::: Task input :::

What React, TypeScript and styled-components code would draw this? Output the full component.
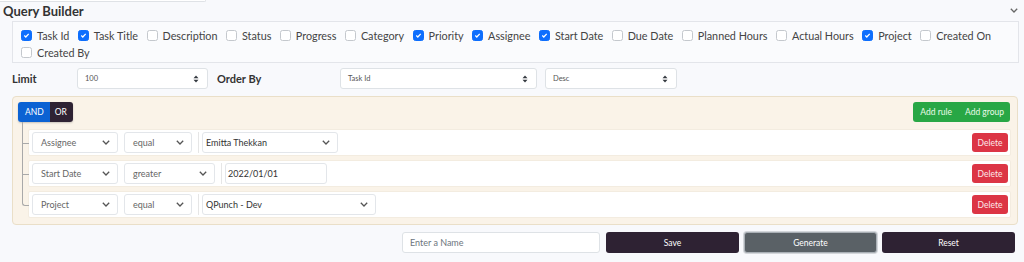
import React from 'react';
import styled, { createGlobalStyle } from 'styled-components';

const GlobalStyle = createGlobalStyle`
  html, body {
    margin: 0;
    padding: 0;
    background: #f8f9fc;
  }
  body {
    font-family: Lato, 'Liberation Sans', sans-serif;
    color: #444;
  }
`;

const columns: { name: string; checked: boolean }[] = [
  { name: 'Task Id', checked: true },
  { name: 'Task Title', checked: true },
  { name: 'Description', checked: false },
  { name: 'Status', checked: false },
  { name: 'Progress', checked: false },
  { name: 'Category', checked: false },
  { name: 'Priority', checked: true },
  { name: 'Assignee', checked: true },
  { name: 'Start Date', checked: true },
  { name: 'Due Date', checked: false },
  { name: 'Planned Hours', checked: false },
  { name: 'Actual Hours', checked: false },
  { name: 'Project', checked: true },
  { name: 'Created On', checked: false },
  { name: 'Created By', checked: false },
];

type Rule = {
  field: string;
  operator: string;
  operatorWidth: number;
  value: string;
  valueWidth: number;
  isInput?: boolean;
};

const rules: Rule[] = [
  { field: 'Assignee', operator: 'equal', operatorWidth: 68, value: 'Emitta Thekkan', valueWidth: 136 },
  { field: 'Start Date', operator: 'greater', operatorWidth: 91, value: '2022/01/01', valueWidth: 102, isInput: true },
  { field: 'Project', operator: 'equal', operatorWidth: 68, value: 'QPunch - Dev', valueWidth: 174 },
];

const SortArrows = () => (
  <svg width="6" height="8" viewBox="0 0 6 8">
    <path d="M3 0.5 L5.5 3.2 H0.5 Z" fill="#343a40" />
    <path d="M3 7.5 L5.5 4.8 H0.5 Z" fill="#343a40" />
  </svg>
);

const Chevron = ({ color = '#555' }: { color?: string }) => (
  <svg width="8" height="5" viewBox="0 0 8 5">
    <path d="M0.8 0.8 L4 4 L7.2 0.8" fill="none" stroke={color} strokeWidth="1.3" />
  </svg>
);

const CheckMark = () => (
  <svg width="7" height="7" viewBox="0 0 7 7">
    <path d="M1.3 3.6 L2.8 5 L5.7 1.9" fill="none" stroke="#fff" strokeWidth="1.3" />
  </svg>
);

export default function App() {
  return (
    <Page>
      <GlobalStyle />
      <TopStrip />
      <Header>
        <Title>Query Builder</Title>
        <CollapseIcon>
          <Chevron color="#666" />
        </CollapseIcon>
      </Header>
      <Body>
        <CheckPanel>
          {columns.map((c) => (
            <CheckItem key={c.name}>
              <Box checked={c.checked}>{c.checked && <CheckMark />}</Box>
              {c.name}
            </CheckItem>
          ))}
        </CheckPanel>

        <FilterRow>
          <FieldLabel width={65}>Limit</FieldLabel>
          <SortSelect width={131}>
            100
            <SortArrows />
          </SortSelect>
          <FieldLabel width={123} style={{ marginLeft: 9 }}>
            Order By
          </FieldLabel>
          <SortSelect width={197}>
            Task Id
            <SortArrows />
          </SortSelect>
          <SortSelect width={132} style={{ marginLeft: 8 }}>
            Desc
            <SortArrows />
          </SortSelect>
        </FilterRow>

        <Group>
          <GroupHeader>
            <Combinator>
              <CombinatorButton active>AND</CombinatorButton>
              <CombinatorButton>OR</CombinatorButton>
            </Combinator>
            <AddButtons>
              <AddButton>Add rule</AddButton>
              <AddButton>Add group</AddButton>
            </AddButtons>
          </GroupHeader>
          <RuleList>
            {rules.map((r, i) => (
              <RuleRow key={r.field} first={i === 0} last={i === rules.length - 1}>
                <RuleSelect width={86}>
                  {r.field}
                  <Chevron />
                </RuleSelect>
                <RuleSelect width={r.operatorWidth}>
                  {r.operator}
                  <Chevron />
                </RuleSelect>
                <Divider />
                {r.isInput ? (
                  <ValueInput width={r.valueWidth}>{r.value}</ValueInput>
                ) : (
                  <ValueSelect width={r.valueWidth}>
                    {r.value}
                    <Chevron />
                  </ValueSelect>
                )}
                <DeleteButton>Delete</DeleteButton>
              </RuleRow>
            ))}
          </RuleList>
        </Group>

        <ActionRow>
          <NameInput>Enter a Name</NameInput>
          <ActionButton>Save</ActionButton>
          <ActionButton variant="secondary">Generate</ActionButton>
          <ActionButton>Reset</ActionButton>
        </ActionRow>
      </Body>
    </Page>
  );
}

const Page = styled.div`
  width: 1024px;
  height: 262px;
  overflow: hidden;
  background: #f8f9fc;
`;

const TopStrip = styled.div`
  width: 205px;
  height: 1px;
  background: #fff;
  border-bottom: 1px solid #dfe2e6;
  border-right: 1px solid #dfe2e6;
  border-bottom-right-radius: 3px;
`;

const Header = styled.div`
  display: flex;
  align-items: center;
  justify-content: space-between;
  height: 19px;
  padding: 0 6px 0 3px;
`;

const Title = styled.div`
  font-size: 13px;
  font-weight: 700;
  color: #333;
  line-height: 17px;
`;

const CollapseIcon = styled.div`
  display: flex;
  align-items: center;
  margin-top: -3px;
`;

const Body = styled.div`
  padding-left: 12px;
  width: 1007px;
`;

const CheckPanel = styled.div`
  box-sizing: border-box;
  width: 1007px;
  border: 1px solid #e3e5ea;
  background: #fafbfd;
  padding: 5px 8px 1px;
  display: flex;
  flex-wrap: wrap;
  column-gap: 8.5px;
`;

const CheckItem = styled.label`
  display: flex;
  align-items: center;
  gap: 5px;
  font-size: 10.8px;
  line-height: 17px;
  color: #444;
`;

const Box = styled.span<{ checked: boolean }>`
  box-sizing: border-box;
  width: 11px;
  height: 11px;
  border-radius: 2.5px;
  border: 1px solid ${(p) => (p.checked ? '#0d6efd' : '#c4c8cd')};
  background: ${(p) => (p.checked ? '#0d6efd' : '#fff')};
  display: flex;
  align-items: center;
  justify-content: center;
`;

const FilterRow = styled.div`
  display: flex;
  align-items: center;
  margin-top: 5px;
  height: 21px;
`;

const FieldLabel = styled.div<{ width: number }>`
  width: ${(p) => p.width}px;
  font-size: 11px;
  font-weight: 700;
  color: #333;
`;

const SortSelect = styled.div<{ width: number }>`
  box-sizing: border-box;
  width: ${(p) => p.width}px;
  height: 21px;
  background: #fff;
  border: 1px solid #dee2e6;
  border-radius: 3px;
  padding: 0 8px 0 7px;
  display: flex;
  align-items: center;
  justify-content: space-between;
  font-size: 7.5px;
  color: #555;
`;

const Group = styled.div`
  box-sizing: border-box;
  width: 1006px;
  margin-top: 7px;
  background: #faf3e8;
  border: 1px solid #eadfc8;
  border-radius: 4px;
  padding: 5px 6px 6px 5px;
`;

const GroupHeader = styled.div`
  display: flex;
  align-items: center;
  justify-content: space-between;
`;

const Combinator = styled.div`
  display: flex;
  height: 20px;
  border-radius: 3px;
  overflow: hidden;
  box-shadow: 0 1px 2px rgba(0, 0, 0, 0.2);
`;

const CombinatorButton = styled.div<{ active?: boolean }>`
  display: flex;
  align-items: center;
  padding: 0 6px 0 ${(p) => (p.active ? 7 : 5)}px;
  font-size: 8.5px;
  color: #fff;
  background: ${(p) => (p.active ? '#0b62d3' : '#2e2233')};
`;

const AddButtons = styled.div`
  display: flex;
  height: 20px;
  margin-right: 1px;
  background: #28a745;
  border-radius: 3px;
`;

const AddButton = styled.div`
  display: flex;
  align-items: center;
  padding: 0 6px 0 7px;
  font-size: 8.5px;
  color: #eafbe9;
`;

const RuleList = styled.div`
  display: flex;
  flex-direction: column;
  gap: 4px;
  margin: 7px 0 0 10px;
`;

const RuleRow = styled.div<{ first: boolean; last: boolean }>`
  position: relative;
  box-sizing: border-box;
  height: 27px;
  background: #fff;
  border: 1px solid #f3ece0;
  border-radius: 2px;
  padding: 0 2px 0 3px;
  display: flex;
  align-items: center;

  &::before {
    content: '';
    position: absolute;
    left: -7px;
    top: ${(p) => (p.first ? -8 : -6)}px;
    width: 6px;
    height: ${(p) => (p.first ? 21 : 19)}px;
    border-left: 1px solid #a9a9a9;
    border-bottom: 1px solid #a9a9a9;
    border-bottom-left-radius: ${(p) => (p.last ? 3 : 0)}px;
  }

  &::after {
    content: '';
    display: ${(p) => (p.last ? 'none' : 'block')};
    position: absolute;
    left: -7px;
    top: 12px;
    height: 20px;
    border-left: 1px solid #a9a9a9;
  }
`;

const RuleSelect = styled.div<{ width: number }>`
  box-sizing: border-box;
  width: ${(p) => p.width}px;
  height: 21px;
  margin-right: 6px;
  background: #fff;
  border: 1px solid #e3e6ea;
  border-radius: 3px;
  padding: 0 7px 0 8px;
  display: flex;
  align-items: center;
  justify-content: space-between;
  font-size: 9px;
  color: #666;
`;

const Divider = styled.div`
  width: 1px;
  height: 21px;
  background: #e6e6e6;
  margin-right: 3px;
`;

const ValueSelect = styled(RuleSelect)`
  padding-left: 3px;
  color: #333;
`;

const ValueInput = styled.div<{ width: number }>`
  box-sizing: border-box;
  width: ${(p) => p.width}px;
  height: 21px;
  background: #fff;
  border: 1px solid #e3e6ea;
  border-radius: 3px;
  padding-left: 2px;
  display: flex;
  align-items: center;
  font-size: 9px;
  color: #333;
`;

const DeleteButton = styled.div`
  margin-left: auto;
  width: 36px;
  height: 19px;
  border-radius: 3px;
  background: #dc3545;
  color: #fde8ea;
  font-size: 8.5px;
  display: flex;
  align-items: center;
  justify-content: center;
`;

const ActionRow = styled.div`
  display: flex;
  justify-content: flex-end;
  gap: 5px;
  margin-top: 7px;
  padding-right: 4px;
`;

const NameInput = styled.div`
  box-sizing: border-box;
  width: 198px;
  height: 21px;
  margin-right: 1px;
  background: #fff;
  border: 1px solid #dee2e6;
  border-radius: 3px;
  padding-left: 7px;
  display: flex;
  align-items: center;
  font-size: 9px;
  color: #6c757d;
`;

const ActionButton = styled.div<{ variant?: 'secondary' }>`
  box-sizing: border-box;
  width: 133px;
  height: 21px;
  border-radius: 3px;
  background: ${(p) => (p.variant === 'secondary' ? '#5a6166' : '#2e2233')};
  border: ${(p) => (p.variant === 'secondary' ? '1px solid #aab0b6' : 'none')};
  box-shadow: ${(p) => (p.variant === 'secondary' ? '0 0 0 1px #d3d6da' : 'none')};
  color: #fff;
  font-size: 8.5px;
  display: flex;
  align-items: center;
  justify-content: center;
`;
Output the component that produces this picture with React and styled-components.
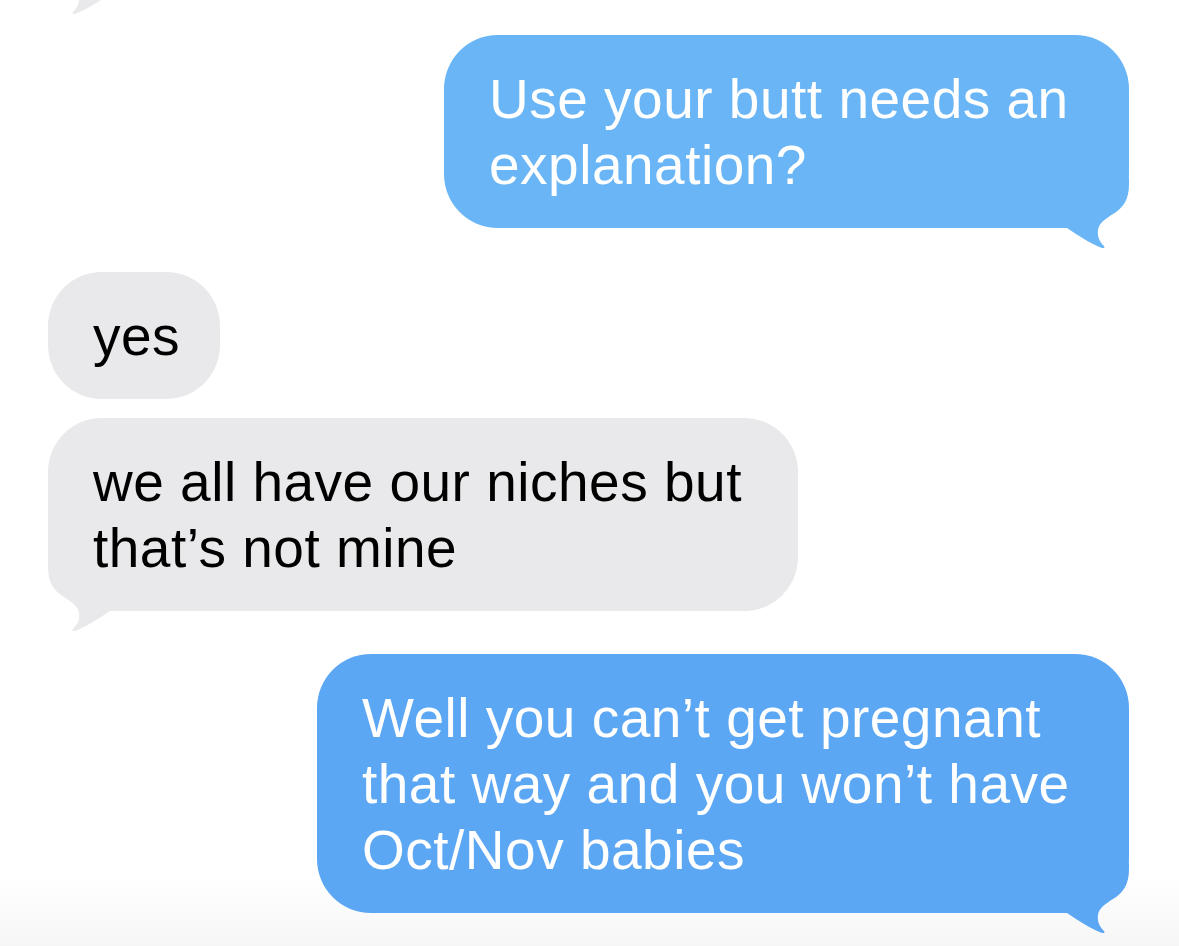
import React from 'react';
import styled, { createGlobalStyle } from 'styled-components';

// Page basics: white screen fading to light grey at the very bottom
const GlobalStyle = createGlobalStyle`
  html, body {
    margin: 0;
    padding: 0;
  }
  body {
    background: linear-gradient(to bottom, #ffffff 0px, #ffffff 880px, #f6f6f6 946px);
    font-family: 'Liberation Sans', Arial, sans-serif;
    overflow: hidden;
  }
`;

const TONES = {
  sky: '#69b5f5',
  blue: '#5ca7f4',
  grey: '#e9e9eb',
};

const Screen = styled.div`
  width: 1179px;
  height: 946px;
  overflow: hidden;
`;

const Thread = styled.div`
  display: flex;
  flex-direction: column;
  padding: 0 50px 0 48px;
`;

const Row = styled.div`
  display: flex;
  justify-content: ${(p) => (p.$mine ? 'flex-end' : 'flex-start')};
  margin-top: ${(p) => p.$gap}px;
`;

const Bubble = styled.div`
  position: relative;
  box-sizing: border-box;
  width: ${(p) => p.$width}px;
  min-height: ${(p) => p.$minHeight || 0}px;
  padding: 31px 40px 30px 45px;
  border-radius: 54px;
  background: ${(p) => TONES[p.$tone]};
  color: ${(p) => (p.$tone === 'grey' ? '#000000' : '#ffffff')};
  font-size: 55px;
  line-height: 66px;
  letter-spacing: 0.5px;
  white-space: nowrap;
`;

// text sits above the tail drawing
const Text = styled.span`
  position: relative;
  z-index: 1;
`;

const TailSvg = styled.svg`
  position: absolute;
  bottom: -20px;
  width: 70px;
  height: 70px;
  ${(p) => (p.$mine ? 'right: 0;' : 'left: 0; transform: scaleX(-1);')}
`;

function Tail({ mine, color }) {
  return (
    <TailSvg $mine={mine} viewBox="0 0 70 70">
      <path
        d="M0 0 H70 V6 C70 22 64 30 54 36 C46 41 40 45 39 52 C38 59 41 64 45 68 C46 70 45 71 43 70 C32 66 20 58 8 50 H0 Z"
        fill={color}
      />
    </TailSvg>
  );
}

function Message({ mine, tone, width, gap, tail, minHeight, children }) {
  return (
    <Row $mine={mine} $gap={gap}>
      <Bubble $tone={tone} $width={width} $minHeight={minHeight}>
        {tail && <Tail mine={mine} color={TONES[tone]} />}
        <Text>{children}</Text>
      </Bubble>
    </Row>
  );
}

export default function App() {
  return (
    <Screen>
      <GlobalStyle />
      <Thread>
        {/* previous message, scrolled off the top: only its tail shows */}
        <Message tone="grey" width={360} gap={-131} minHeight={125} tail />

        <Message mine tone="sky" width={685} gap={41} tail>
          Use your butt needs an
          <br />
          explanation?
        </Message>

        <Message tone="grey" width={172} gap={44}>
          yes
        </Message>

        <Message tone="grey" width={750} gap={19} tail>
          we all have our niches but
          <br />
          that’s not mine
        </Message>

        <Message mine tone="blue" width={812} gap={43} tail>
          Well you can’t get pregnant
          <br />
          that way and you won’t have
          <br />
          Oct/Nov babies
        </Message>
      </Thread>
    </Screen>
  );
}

:::

(Exercise prompt): Looking at the listing above, how many of its lines contain the string "Output"? Give the number alone.

(Result of the task): 2